To my knowledge...Derm is the only profession that pays generously with easy work hours. Otherwise, you get paid by working your butt off. There are some that pay more than others...but I’d imagine that the easy money concept is a delusion more often than not.
 
Random question, since I'm making too many threads. If you do a residency that offers a fellowship you are interested in, do you have an edge when applying to it?
 
Random question, since I'm making too many threads. If you do a residency that offers a fellowship you are interested in, do you have an edge when applying to it?

If you’re not a crap resident...absolutely
 
Thanks everyone for your thoughts, I appreciate all the information.

If I can keep badgering you all:

Categorical vs Advanced programs. Is there an advantage to one over the other? I see there are a lot fewer categorical spots, is that because it's less desirable? I would think it would be nice not to uproot my family somewhere for a year of intern year and then move them again for an advanced residency. I'd rather stay put if I could help it, unless it's disadvantageous to my future.

I've read elsewhere that preliminary surgery might be beneficial if I wanted to do a fellowship in spine or pain, since you spend more time doing procedures (depending on the program). That kind of makes sense to me. I'm also interested in surgery, and maybe after a year of preliminary surgery I'll decide I can't imagine doing anything else and so that door will still be open. (currently heavily leaning towards the lifestyle balance of PM&R though). Can anyone draw some new blood on that idea?
 
Thanks everyone for your thoughts, I appreciate all the information.

If I can keep badgering you all:

Categorical vs Advanced programs. Is there an advantage to one over the other? I see there are a lot fewer categorical spots, is that because it's less desirable? I would think it would be nice not to uproot my family somewhere for a year of intern year and then move them again for an advanced residency. I'd rather stay put if I could help it, unless it's disadvantageous to my future.

It is my understanding that categorical programs generally are more desirable and are notoriously more competitive for exactly the reasons you say you'd be interested in them. There are less categorical spots largely due to cost to the programs.
 
600 is doable. Acgme pain fellowship. Do the work, study hard, be nice.

Dr. Lobel, can you tell me your opinion on the future of "regenerative medicine" or so-called interventional orthopedics? I get the impression that right now it's maybe promising, but very unrefined. It sounds like it's being very heavily marketed and there are a lot of dubious people trying to make a quick buck with questionable methods. It also sounds like there are people offering more legitimate treatments that are very promising.

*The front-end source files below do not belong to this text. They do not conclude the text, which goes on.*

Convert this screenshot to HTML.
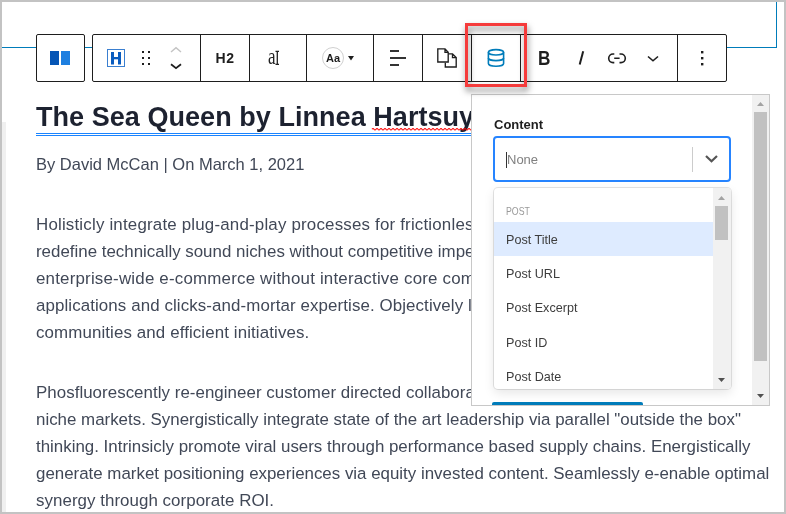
<!DOCTYPE html>
<html><head><meta charset="utf-8">
<style>
*{margin:0;padding:0;box-sizing:border-box}
html,body{width:786px;height:514px;overflow:hidden;background:#fff}
body{position:relative;font-family:"Liberation Sans",sans-serif;-webkit-font-smoothing:antialiased}
body{will-change:transform}
.a{position:absolute}
#frame{left:0;top:0;width:786px;height:514px;border:2px solid #c3c3c3;z-index:50;pointer-events:none}
#strip{left:2px;top:122px;width:4px;height:390px;background:#f0f0f0}
#bl1{left:2px;top:47px;width:775px;height:1px;background:#007cba}
#bl2{left:776px;top:2px;width:1px;height:46px;background:#007cba}
.tb{background:#fff;border:1px solid #1e1e1e;border-radius:2px;height:48px;top:34px}
.sep{top:34px;width:1px;height:48px;background:#1e1e1e}
.lb{left:12px;font-size:12.6px;line-height:18px;color:#3d3d3d;white-space:nowrap}
.txt{white-space:nowrap;color:#414857}
</style></head><body>
<div class="a" id="frame"></div>
<div class="a" id="strip"></div>
<div class="a" id="bl1"></div>
<div class="a" id="bl2"></div>

<!-- toolbar -->
<div class="a tb" style="left:36px;width:49px"></div>
<div class="a tb" style="left:92px;width:635px"></div>
<div class="a sep" style="left:200px"></div>
<div class="a sep" style="left:249px"></div>
<div class="a sep" style="left:306px"></div>
<div class="a sep" style="left:373px"></div>
<div class="a sep" style="left:422px"></div>
<div class="a sep" style="left:471px"></div>
<div class="a sep" style="left:520px"></div>
<div class="a sep" style="left:677px"></div>


<!-- toolbar icons -->
<div class="a" style="left:50px;top:51px;width:9px;height:14px;background:#0555b5"></div>
<div class="a" style="left:61px;top:51px;width:9px;height:14px;background:#1e7fe0"></div>
<svg class="a" style="left:100px;top:40px" width="100" height="36" viewBox="100 40 100 36">
 <rect x="107.5" y="49.5" width="17" height="17" fill="none" stroke="#3a7fd0" stroke-width="1"/>
 <rect x="111" y="52" width="3" height="12.5" fill="#0a5cbf"/>
 <rect x="118" y="52" width="3" height="12.5" fill="#0a5cbf"/>
 <rect x="113" y="57" width="6" height="2.3" fill="#0a5cbf"/>
 <g fill="#1e1e1e">
 <rect x="142" y="51" width="2" height="2"/><rect x="148" y="51" width="2" height="2"/>
 <rect x="142" y="57" width="2" height="2"/><rect x="148" y="57" width="2" height="2"/>
 <rect x="142" y="63" width="2" height="2"/><rect x="148" y="63" width="2" height="2"/>
 </g>
 <path d="M171 52 L176 47.8 L181 52" fill="none" stroke="#c4c4c4" stroke-width="1.5"/>
 <path d="M171 64.2 L176 68.1 L181 64.2" fill="none" stroke="#1e1e1e" stroke-width="1.8"/>
</svg>
<div class="a" style="left:201px;top:34px;width:48px;height:48px;line-height:48px;text-align:center;font-weight:bold;font-size:14px;letter-spacing:.6px;color:#1e1e1e">H2</div>
<div class="a" style="left:268px;top:43px;font-family:'Liberation Serif',serif;font-size:23px;line-height:28px;color:#222;transform:scaleX(.74);transform-origin:0 0">a</div>
<svg class="a" style="left:270px;top:48px" width="14" height="20" viewBox="270 48 14 20">
 <path d="M275.5 51.3 H279 M277.3 51.3 V64.3 M275.5 64.3 H279" fill="none" stroke="#222" stroke-width="1.3"/>
</svg>
<svg class="a" style="left:315px;top:40px" width="50" height="36" viewBox="315 40 50 36">
 <circle cx="333" cy="58" r="10.5" fill="none" stroke="#d0d0d0" stroke-width="1"/>
 <path d="M348 56 H354 L351 60.5 Z" fill="#1e1e1e"/>
</svg>
<div class="a" style="left:313px;top:46px;width:40px;text-align:center;font-weight:bold;font-size:11px;line-height:24px;color:#1e1e1e">Aa</div>
<svg class="a" style="left:380px;top:40px" width="90" height="36" viewBox="380 40 90 36">
 <g fill="#333"><rect x="390" y="50" width="9" height="2"/><rect x="390" y="57" width="16" height="2"/><rect x="390" y="64" width="9" height="2"/></g>
 <path d="M437.8 48.8 H445 L448.2 52.3 V62 H437.8 Z M445 48.8 V52.3 H448.2" fill="none" stroke="#1e1e1e" stroke-width="1.35" stroke-linejoin="miter"/>
 <path d="M448.2 53.9 H452.5 L456.2 57.6 V67 H445.3 V62.8 M452.5 53.9 V57.6 H456.2" fill="none" stroke="#1e1e1e" stroke-width="1.35"/>
</svg>
<svg class="a" style="left:480px;top:40px" width="40" height="36" viewBox="480 40 40 36">
 <g fill="none" stroke="#007cba" stroke-width="1.6">
 <ellipse cx="496" cy="52.3" rx="7.6" ry="2.7"/>
 <path d="M488.4 52.3 V63.6 A7.6 2.7 0 0 0 503.6 63.6 V52.3"/>
 <path d="M488.4 57.9 A7.6 2.7 0 0 0 503.6 57.9"/>
 </g>
</svg>
<div class="a" style="left:538px;top:44px;font-weight:bold;font-size:20px;line-height:28px;color:#1e1e1e;transform:scaleX(.86);transform-origin:0 0">B</div>
<svg class="a" style="left:570px;top:40px" width="150" height="36" viewBox="570 40 150 36">
 <path d="M583.2 51.3 L579.7 64.5" fill="none" stroke="#1e1e1e" stroke-width="2"/>
 <path d="M614.3 54 H613 A4.3 4.3 0 0 0 613 62.6 H614.3 M619.5 54 H621 A4.3 4.3 0 0 1 621 62.6 H619.5 M614.2 58.3 H619.6" fill="none" stroke="#1e1e1e" stroke-width="1.6"/>
 <path d="M648 56.5 L653 60.8 L658 56.5" fill="none" stroke="#1e1e1e" stroke-width="1.6"/>
 <g fill="#1e1e1e"><rect x="701" y="51" width="2.4" height="2.4"/><rect x="701" y="57" width="2.4" height="2.4"/><rect x="701" y="63" width="2.4" height="2.4"/></g>
</svg>

<!-- title -->
<div class="a txt" id="title" style="left:36px;top:99px;font-size:27px;letter-spacing:.05px;font-weight:bold;color:#1d2230;line-height:36px">The Sea Queen by Linnea Hartsuyker</div>
<svg class="a" style="left:0;top:0" width="786" height="140"><path d="M372 129.2 q1 -1.5 2 0 t2 0 t2 0 t2 0 t2 0 t2 0 t2 0 t2 0 t2 0 t2 0 t2 0 t2 0 t2 0 t2 0 t2 0 t2 0 t2 0 t2 0 t2 0 t2 0 t2 0 t2 0 t2 0 t2 0 t2 0 t2 0 t2 0 t2 0 t2 0 t2 0 t2 0 t2 0 t2 0 t2 0 t2 0 t2 0 t2 0 t2 0 t2 0 t2 0 t2 0 t2 0 t2 0 t2 0 t2 0 t2 0 t2 0 t2 0 t2 0 t2 0 t2 0 t2 0 t2 0 t2 0 t2 0 t2 0" fill="none" stroke="#f00" stroke-width="1.1"/></svg>
<div class="a" style="left:36px;top:133px;width:440px;height:1px;background:#1a84ff"></div>
<div class="a" style="left:36px;top:135px;width:440px;height:1px;background:#1a84ff"></div>

<div class="a txt" id="byline" style="left:36px;top:152px;font-size:16.5px;line-height:24px">By David McCan | On March 1, 2021</div>

<div class="a txt" style="left:36px;top:211px;font-size:16.9px;line-height:27px">
<div style="letter-spacing:.19px">Holisticly integrate plug-and-play processes for frictionless solutions. Dynamically</div>
<div>redefine technically sound niches without competitive imperatives. Completely leverage</div>
<div style="letter-spacing:.2px">enterprise-wide e-commerce without interactive core competencies. Seamlessly syndicate</div>
<div style="letter-spacing:.1px">applications and clicks-and-mortar expertise. Objectively leverage existing viral</div>
<div style="letter-spacing:.11px">communities and efficient initiatives.</div>
</div>

<div class="a txt" style="left:36px;top:379px;font-size:16.9px;line-height:27px">
<div style="letter-spacing:.04px">Phosfluorescently re-engineer customer directed collaboration and idea-sharing for</div>
<div>niche markets. Synergistically integrate state of the art leadership via parallel "outside the box"</div>
<div>thinking. Intrinsicly promote viral users through performance based supply chains. Energistically</div>
<div>generate market positioning experiences via equity invested content. Seamlessly e-enable optimal</div>
<div style="letter-spacing:.05px">synergy through corporate ROI.</div>
</div>


<!-- popover -->
<div class="a" id="pop" style="left:471px;top:94px;width:299px;height:312px;border:1px solid #c8c8c8;background:#fff;z-index:10;overflow:hidden">
 <div class="a" style="left:22px;top:21px;font-weight:bold;font-size:13px;line-height:18px;color:#1e1e1e">Content</div>
 <div class="a" style="left:21px;top:41px;width:238px;height:46px;border:2px solid #2684ff;border-radius:4px"></div>
 <div class="a" style="left:34px;top:57px;width:1px;height:16px;background:#333"></div>
 <div class="a" style="left:35px;top:56px;font-size:13px;line-height:18px;color:#808080">None</div>
 <div class="a" style="left:220px;top:52px;width:1px;height:25px;background:#ccc"></div>
 <svg class="a" style="left:230px;top:58px" width="20" height="12" viewBox="0 0 20 12"><path d="M4 3 L9.5 8.3 L15 3" fill="none" stroke="#555" stroke-width="2.2"/></svg>
 <!-- listbox -->
 <div class="a" style="left:22px;top:93px;width:237px;height:201px;border-radius:4px;box-shadow:0 0 0 1px rgba(0,0,0,.1),0 4px 11px rgba(0,0,0,.1);background:#fff;overflow:hidden">
  <div class="a" style="left:12px;top:18px;font-size:10.2px;line-height:12px;color:#999;transform:scaleX(.86);transform-origin:0 0">POST</div>
  <div class="a" style="left:0;top:34px;width:220px;height:34px;background:#deebff"></div>
  <div class="a lb" style="top:43px">Post Title</div>
  <div class="a lb" style="top:77px">Post URL</div>
  <div class="a lb" style="top:111px">Post Excerpt</div>
  <div class="a lb" style="top:146px">Post ID</div>
  <div class="a lb" style="top:180px">Post Date</div>
  <div class="a" style="left:219px;top:0;width:18px;height:201px;background:#f1f1f1"></div>
  <div class="a" style="left:221px;top:18px;width:13px;height:34px;background:#c1c1c1"></div>
  <svg class="a" style="left:219px;top:0" width="18" height="201" viewBox="0 0 18 201"><path d="M5 12 H12 L8.5 8 Z" fill="#a3a3a3"/><path d="M5 190 H12 L8.5 194 Z" fill="#505050"/></svg>
 </div>
 <div class="a" style="left:20px;top:307px;width:151px;height:10px;background:#007cba;border-radius:2px"></div>
 <!-- popover scrollbar -->
 <div class="a" style="left:280px;top:0;width:18px;height:310px;background:#f1f1f1"></div>
 <div class="a" style="left:282px;top:17px;width:13px;height:249px;background:#c1c1c1"></div>
 <svg class="a" style="left:280px;top:0" width="18" height="310" viewBox="0 0 18 310"><path d="M5 11 H12 L8.5 7 Z" fill="#a3a3a3"/><path d="M5 299 H12 L8.5 303 Z" fill="#505050"/></svg>
</div>

<!-- red highlight -->
<div class="a" style="left:465px;top:23px;width:62px;height:64px;border:3px solid #f53b3b;z-index:20;filter:drop-shadow(1px 4px 3px rgba(0,0,0,.5))"></div>

</body></html>
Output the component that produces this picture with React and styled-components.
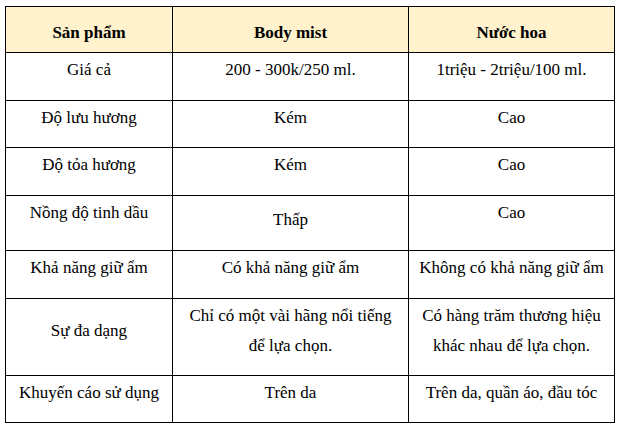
import React from "react";
import styled, { createGlobalStyle } from "styled-components";

const Global = createGlobalStyle`
  html, body { margin: 0; padding: 0; background: #ffffff; }
  body { font-family: "Liberation Serif", Tinos, "Times New Roman", serif; color: #000; }
`;

const Page = styled.div`
  padding: 6px 0 0 5px;
`;

const Table = styled.table`
  border-collapse: collapse;
  table-layout: fixed;
  width: 609px;
  font-family: "Liberation Serif", Tinos, "Times New Roman", serif;
  font-size: 17px;
  line-height: 30px;
  color: #000;
`;

const Row = styled.tr`
  & > td,
  & > th {
    padding-bottom: ${(p) => p.$pb}px;
  }
`;

const Th = styled.th`
  border: 1px solid #000;
  background: #fff2cc;
  font-weight: bold;
  text-align: center;
  vertical-align: top;
  padding: 11px 2px 4px;
  white-space: nowrap;
`;

const Td = styled.td`
  border: 1px solid #000;
  background: #ffffff;
  text-align: center;
  vertical-align: ${(p) => (p.$middle ? "middle" : "top")};
  padding: ${(p) => p.$pt}px 2px 15px;
  white-space: nowrap;
`;

const header = ["Sản phẩm", "Body mist", "Nước hoa"];

const rows = [
  { pb: 15, cells: [["Giá cả"], ["200 - 300k/250 ml."], ["1triệu - 2triệu/100 ml."]] },
  { pb: 14, cells: [["Độ lưu hương"], ["Kém"], ["Cao"]] },
  { pb: 15, cells: [["Độ tỏa hương"], ["Kém"], ["Cao"]] },
  { pb: 15, cells: [["Nồng độ tinh dầu"], ["Thấp"], ["Cao"]] },
  { pb: 15, cells: [["Khả năng giữ ẩm"], ["Có khả năng giữ ẩm"], ["Không có khả năng giữ ẩm"]] },
  {
    pb: 14,
    cells: [
      ["Sự đa dạng"],
      ["Chỉ có một vài hãng nổi tiếng", "để lựa chọn."],
      ["Có hàng trăm thương hiệu", "khác nhau để lựa chọn."],
    ],
  },
  { pb: 14, cells: [["Khuyến cáo sử dụng"], ["Trên da"], ["Trên da, quần áo, đầu tóc"]] },
];

export default function App() {
  return (
    <>
      <Global />
      <Page>
        <Table>
          <colgroup>
            <col style={{ width: 167 }} />
            <col style={{ width: 236 }} />
            <col style={{ width: 206 }} />
          </colgroup>
          <thead>
            <Row $pb={4}>
              {header.map((h) => (
                <Th key={h}>{h}</Th>
              ))}
            </Row>
          </thead>
          <tbody>
            {rows.map((row, ri) => (
              <Row key={ri} $pb={row.pb}>
                {row.cells.map((cell, ci) => (
                  <Td
                    key={ci}
                    $pt={cell[0] === "Thấp" ? 9 : 2}
                    $middle={ri === 5 && ci === 0}
                  >
                    {cell.map((l, i) => (
                      <React.Fragment key={l}>
                        {i > 0 && <br />}
                        {l}
                      </React.Fragment>
                    ))}
                  </Td>
                ))}
              </Row>
            ))}
          </tbody>
        </Table>
      </Page>
    </>
  );
}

Maybe it's the wild west of regenerative medicine right now, but by the time I get out of residency/fellowship (7 years from now) I'm thinking it could be a much more established field. Is it a good idea to gravitate towards this stuff, or am I just getting suckered from all the marketing like everyone else?
 
Currently it is at proof of concept. Offering the procedure for cash is a money grab, preying on false hope. Nothing more than a study with n=1 for each patient.

Better study designs and standardization of protocols to allow multicenter RCT under an IRB would be a big step. But the folks out there now are happier to take 4 to 8 grand per sucker, err, patient. For now.
 
Fellowship credentials are most important if you are solo... I am so Spine, have friends who are sports and pain acgme if you work in group practice you’ll get privileged. The solo guy completing with the anesthesia/pain group will have a hard time but the fellowship makes it easier. At the end of the day the suits care about malpractice coverage and facility fee. In my hospital neuro-radiology, PMR Spine, PMR Pain, Anesthetia with and without fellowship do Spine procedures. In the community Ortho Spine and Neurosurgery do injects after weekend course. The codes bill the same for all specialties
 
In real life after residency you get payed for what you do in relation to payer mix. If you do procedures they pay more than office visit.doesn’t matter if it’s RVu or collects if you work hard and have a good payer mix. Spine/pain procedure pay more than Sport procedures which is more than General PMR.